Foringer v. New Kensington Stone Co.

Opinion by

Mr. Justice Potter,

In this case the terms of a contract of employment were in dispute. The verdict of the jury established the fact that plaintiff had a contract with the defendant company for a fixed term of three years, and that he was discharged without cause, at the end of one year of the term. Suit was brought and the case was tried more than a year prior to the expiration of the contract. The plaintiff admitted on the trial that after his discharge by the defendant company he secured employment in a like capacity elsewhere, by which he earned the sum of $720 and that he quit that employment of his own accord. The trial judge reduced the verdict by deducting therefrom the amount admitted to have been earned after the discharge.

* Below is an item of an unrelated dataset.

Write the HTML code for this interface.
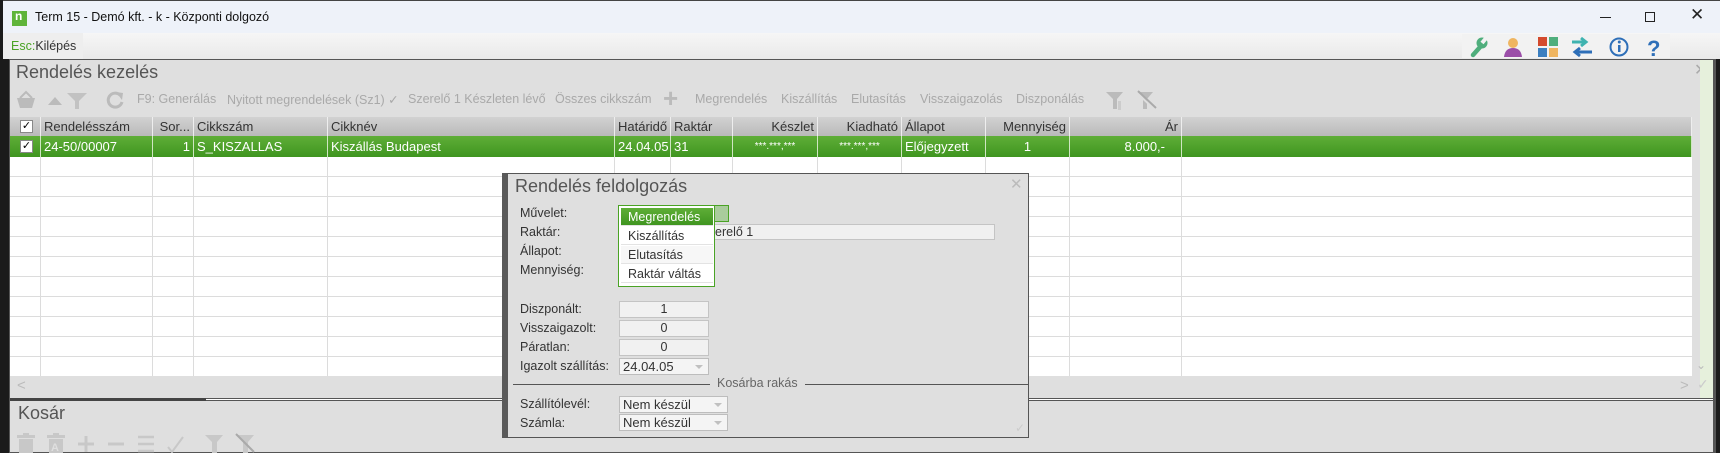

Appellant complains, in the first assignment of error, of the refusal of its first point for charge to the jury which was as follows: “A party seeking compensation from a corporation under a contract made with an officer of the corporation, for a breach of the contract and not for services actually rendered the corporation, must not only establish the contract, but must also establish the authority of the said officer to make the contract.” The trial judge answered it by saying, “under the facts of this *429case, this point is denied.” Considered in the abstract, the point presented a sound proposition of law. But in this instance it appears that the plaintiff testified that his contract was made with the secretary and the president of the company, and that all the directors had knowledge of it. .That while the proposition was pending the company wrote that he would hear from them when the water question was settled, and later it wrote to him, “Relative to your verbal proposition to our company, have every reason to believe we will accept same unless it would be in regard to boarding house.” When the proposition was accepted, and plaintiff entered upon his duties, no objection was made on the part of anyone in the company. His services were rendered and accepted throughout the year, and the letter written to him at its expiration telling him he would not be needed after December 1, 1906, expressly recognized a contract of employment. After having had the benefit of his services and making to him the stipulated compensation for the first year, the company could not repudiate the contract which had been made by its officers. In fact the issue submitted for the determination of the jury was not whether there was a contract of employment, but it was as to what that contract actually was, and as to its extent. The point submitted, therefore, had no specific application tqthe precise issue which was being tried, and there was no error in refusing to instruct the jury in the manner requested. ■

In the second assignment of error, complaint is made of the refusal to instruct the jury that the amount earned by plaintiff after his discharge, or that which he could reasonably have earned elsewhere, during the term for which the contract was to run, should be deducted from the amount of compensation agreed upon in the contract. It is conceded that this was error, but it is argued that it was cured by deducting the amount actually earned elsewhere from the verdict; and as to the further earnings plaintiff might have made, he is excused on the ground that the burden of proof was upon the defendants. That the general rule is so is indisputable; but it should not apply where it is admitted by the plaintiff not merely that he might have found other employment but that he actually did so; and *430though it was apparently more profitable than that with appellants, he left it voluntarily for a reason which hardly seems to be sufficient. The excuse given by plaintiff, that he expected this case to come on for trial, would hardly warrant his abandonment of a permanent situation. It would be strange if a reasonable leave of absence could not have been obtained to attend the trial. It was at most a matter to be submitted to the jury, as to the sufficiency of the reason advanced for giving up his employment. We think the admission of the plaintiff that he secured other employment, which he might have retained, should have been submitted to the jury with the same force and effect as though it had been proven by the defendant. And for this reason we sustain the second and fourth assignments of error.

Counsel for appellant allege in the fifth assignment, error in the exclusion of a deposition offered in evidence at the trial. This assignment violates the rule, in that it does not refer to the page of the appendix where the matter can be found: Downey Bros. v. Penna. R. R. Co., 219 Pa. 32; Cameron v. Traction Co., 216 Pa. 191. But in any event the exclusion of the deposition was put upon the ground that the witness was a resident of the county, and no reason was shown for his absence from court. Under these circumstances the exclusion of the deposition was a proper exercise of the discretion of the trial court.

By reason of the error pointed out in the second and fourth assignment's the judgment is reversed with a venire facias de novo.